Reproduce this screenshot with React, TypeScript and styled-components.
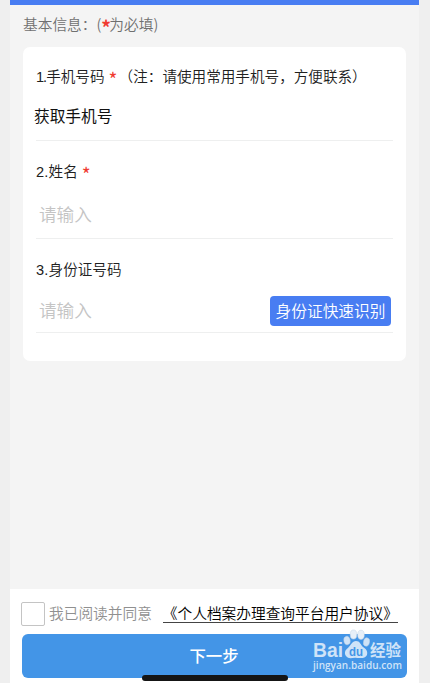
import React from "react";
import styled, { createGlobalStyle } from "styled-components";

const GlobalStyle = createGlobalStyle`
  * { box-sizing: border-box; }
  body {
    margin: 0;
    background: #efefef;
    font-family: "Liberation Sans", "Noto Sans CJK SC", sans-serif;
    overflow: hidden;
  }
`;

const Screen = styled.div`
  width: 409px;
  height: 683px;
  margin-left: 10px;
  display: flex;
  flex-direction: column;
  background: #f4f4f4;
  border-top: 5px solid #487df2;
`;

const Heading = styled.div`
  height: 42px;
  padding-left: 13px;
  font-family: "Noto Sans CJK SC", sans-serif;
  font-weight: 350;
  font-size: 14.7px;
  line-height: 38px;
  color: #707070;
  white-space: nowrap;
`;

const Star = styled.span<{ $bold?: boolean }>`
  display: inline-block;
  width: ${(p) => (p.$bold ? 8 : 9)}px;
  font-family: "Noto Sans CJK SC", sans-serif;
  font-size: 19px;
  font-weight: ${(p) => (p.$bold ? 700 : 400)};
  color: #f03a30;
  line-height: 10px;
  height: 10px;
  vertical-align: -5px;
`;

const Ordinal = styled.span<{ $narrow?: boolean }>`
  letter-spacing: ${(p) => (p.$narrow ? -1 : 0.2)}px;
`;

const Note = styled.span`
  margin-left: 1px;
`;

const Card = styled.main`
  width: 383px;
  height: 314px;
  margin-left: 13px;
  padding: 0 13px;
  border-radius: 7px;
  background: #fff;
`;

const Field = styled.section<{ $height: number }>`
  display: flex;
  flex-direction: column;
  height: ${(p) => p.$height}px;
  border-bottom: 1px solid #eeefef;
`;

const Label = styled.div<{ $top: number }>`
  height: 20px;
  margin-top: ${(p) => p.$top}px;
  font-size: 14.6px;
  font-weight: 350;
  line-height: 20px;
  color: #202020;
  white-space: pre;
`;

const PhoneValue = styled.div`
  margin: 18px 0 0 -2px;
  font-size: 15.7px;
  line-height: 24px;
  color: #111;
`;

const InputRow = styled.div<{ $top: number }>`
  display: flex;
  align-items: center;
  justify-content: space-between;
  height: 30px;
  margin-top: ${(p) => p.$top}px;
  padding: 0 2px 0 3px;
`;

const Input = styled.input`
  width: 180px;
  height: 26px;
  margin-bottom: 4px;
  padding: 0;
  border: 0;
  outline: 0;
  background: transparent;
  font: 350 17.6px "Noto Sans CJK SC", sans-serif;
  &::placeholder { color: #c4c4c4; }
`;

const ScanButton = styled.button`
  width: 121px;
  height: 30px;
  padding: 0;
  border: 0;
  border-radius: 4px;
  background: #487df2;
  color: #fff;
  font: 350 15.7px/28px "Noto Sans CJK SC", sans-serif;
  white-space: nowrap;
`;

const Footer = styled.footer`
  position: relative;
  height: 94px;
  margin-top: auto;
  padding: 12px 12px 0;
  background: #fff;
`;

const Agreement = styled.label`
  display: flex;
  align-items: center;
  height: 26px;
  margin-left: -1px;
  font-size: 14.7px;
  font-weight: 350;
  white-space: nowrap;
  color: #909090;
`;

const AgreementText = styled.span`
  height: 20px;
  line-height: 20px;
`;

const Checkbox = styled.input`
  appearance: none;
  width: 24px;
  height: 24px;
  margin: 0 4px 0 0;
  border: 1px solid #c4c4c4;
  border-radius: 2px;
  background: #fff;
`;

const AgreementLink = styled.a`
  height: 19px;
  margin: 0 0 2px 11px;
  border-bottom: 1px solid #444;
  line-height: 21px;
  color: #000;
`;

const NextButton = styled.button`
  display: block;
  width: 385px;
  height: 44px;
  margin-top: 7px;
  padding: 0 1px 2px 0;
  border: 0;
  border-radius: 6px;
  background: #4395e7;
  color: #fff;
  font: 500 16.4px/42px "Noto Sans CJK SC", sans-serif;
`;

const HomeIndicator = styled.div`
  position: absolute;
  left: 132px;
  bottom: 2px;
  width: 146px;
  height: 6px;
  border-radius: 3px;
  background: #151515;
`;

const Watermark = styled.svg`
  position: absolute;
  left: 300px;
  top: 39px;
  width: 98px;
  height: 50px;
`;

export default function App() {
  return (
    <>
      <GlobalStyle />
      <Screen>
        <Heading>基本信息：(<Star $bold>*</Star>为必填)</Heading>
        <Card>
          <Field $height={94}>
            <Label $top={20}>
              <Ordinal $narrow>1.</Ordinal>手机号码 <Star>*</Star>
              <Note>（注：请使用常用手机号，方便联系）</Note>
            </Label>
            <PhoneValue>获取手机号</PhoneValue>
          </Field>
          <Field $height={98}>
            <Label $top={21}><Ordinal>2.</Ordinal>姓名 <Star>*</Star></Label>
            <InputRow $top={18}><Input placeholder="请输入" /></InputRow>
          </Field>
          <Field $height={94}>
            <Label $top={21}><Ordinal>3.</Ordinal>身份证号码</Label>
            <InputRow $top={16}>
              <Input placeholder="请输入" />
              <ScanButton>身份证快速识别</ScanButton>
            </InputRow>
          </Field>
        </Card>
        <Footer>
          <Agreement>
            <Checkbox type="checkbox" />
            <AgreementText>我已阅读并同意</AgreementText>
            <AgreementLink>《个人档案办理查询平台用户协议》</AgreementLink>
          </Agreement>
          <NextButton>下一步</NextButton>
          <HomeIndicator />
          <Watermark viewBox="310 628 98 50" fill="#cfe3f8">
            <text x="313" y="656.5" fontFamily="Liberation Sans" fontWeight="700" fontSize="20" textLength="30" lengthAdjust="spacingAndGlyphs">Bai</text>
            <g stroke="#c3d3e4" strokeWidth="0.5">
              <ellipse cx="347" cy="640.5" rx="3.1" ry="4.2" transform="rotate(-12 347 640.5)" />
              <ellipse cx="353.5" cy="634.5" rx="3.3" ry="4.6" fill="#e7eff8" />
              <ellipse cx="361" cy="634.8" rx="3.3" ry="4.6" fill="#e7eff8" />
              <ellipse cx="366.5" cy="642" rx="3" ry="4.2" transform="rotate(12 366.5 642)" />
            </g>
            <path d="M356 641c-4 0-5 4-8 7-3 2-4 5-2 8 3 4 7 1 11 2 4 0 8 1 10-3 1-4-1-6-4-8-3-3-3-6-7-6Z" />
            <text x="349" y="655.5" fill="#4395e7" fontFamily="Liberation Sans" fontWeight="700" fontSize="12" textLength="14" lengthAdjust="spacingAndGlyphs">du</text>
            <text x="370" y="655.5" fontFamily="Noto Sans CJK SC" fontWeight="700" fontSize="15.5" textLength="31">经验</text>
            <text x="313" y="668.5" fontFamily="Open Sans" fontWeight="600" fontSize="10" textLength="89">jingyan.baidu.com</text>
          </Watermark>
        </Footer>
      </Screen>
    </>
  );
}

== Work instructions ==
Every line of the data above should be quoted exactly. Omit the pictures.

== Response to this exercise ==
Reproduce this screenshot with React, TypeScript and styled-components.
import React from "react";
import styled, { createGlobalStyle } from "styled-components";

const GlobalStyle = createGlobalStyle`
  * { box-sizing: border-box; }
  body {
    margin: 0;
    background: #efefef;
    font-family: "Liberation Sans", "Noto Sans CJK SC", sans-serif;
    overflow: hidden;
  }
`;

const Screen = styled.div`
  width: 409px;
  height: 683px;
  margin-left: 10px;
  display: flex;
  flex-direction: column;
  background: #f4f4f4;
  border-top: 5px solid #487df2;
`;

const Heading = styled.div`
  height: 42px;
  padding-left: 13px;
  font-family: "Noto Sans CJK SC", sans-serif;
  font-weight: 350;
  font-size: 14.7px;
  line-height: 38px;
  color: #707070;
  white-space: nowrap;
`;

const Star = styled.span<{ $bold?: boolean }>`
  display: inline-block;
  width: ${(p) => (p.$bold ? 8 : 9)}px;
  font-family: "Noto Sans CJK SC", sans-serif;
  font-size: 19px;
  font-weight: ${(p) => (p.$bold ? 700 : 400)};
  color: #f03a30;
  line-height: 10px;
  height: 10px;
  vertical-align: -5px;
`;

const Ordinal = styled.span<{ $narrow?: boolean }>`
  letter-spacing: ${(p) => (p.$narrow ? -1 : 0.2)}px;
`;

const Note = styled.span`
  margin-left: 1px;
`;

const Card = styled.main`
  width: 383px;
  height: 314px;
  margin-left: 13px;
  padding: 0 13px;
  border-radius: 7px;
  background: #fff;
`;

const Field = styled.section<{ $height: number }>`
  display: flex;
  flex-direction: column;
  height: ${(p) => p.$height}px;
  border-bottom: 1px solid #eeefef;
`;

const Label = styled.div<{ $top: number }>`
  height: 20px;
  margin-top: ${(p) => p.$top}px;
  font-size: 14.6px;
  font-weight: 350;
  line-height: 20px;
  color: #202020;
  white-space: pre;
`;

const PhoneValue = styled.div`
  margin: 18px 0 0 -2px;
  font-size: 15.7px;
  line-height: 24px;
  color: #111;
`;

const InputRow = styled.div<{ $top: number }>`
  display: flex;
  align-items: center;
  justify-content: space-between;
  height: 30px;
  margin-top: ${(p) => p.$top}px;
  padding: 0 2px 0 3px;
`;

const Input = styled.input`
  width: 180px;
  height: 26px;
  margin-bottom: 4px;
  padding: 0;
  border: 0;
  outline: 0;
  background: transparent;
  font: 350 17.6px "Noto Sans CJK SC", sans-serif;
  &::placeholder { color: #c4c4c4; }
`;

const ScanButton = styled.button`
  width: 121px;
  height: 30px;
  padding: 0;
  border: 0;
  border-radius: 4px;
  background: #487df2;
  color: #fff;
  font: 350 15.7px/28px "Noto Sans CJK SC", sans-serif;
  white-space: nowrap;
`;

const Footer = styled.footer`
  position: relative;
  height: 94px;
  margin-top: auto;
  padding: 12px 12px 0;
  background: #fff;
`;

const Agreement = styled.label`
  display: flex;
  align-items: center;
  height: 26px;
  margin-left: -1px;
  font-size: 14.7px;
  font-weight: 350;
  white-space: nowrap;
  color: #909090;
`;

const AgreementText = styled.span`
  height: 20px;
  line-height: 20px;
`;

const Checkbox = styled.input`
  appearance: none;
  width: 24px;
  height: 24px;
  margin: 0 4px 0 0;
  border: 1px solid #c4c4c4;
  border-radius: 2px;
  background: #fff;
`;

const AgreementLink = styled.a`
  height: 19px;
  margin: 0 0 2px 11px;
  border-bottom: 1px solid #444;
  line-height: 21px;
  color: #000;
`;

const NextButton = styled.button`
  display: block;
  width: 385px;
  height: 44px;
  margin-top: 7px;
  padding: 0 1px 2px 0;
  border: 0;
  border-radius: 6px;
  background: #4395e7;
  color: #fff;
  font: 500 16.4px/42px "Noto Sans CJK SC", sans-serif;
`;

const HomeIndicator = styled.div`
  position: absolute;
  left: 132px;
  bottom: 2px;
  width: 146px;
  height: 6px;
  border-radius: 3px;
  background: #151515;
`;

const Watermark = styled.svg`
  position: absolute;
  left: 300px;
  top: 39px;
  width: 98px;
  height: 50px;
`;

export default function App() {
  return (
    <>
      <GlobalStyle />
      <Screen>
        <Heading>基本信息：(<Star $bold>*</Star>为必填)</Heading>
        <Card>
          <Field $height={94}>
            <Label $top={20}>
              <Ordinal $narrow>1.</Ordinal>手机号码 <Star>*</Star>
              <Note>（注：请使用常用手机号，方便联系）</Note>
            </Label>
            <PhoneValue>获取手机号</PhoneValue>
          </Field>
          <Field $height={98}>
            <Label $top={21}><Ordinal>2.</Ordinal>姓名 <Star>*</Star></Label>
            <InputRow $top={18}><Input placeholder="请输入" /></InputRow>
          </Field>
          <Field $height={94}>
            <Label $top={21}><Ordinal>3.</Ordinal>身份证号码</Label>
            <InputRow $top={16}>
              <Input placeholder="请输入" />
              <ScanButton>身份证快速识别</ScanButton>
            </InputRow>
          </Field>
        </Card>
        <Footer>
          <Agreement>
            <Checkbox type="checkbox" />
            <AgreementText>我已阅读并同意</AgreementText>
            <AgreementLink>《个人档案办理查询平台用户协议》</AgreementLink>
          </Agreement>
          <NextButton>下一步</NextButton>
          <HomeIndicator />
          <Watermark viewBox="310 628 98 50" fill="#cfe3f8">
            <text x="313" y="656.5" fontFamily="Liberation Sans" fontWeight="700" fontSize="20" textLength="30" lengthAdjust="spacingAndGlyphs">Bai</text>
            <g stroke="#c3d3e4" strokeWidth="0.5">
              <ellipse cx="347" cy="640.5" rx="3.1" ry="4.2" transform="rotate(-12 347 640.5)" />
              <ellipse cx="353.5" cy="634.5" rx="3.3" ry="4.6" fill="#e7eff8" />
              <ellipse cx="361" cy="634.8" rx="3.3" ry="4.6" fill="#e7eff8" />
              <ellipse cx="366.5" cy="642" rx="3" ry="4.2" transform="rotate(12 366.5 642)" />
            </g>
            <path d="M356 641c-4 0-5 4-8 7-3 2-4 5-2 8 3 4 7 1 11 2 4 0 8 1 10-3 1-4-1-6-4-8-3-3-3-6-7-6Z" />
            <text x="349" y="655.5" fill="#4395e7" fontFamily="Liberation Sans" fontWeight="700" fontSize="12" textLength="14" lengthAdjust="spacingAndGlyphs">du</text>
            <text x="370" y="655.5" fontFamily="Noto Sans CJK SC" fontWeight="700" fontSize="15.5" textLength="31">经验</text>
            <text x="313" y="668.5" fontFamily="Open Sans" fontWeight="600" fontSize="10" textLength="89">jingyan.baidu.com</text>
          </Watermark>
        </Footer>
      </Screen>
    </>
  );
}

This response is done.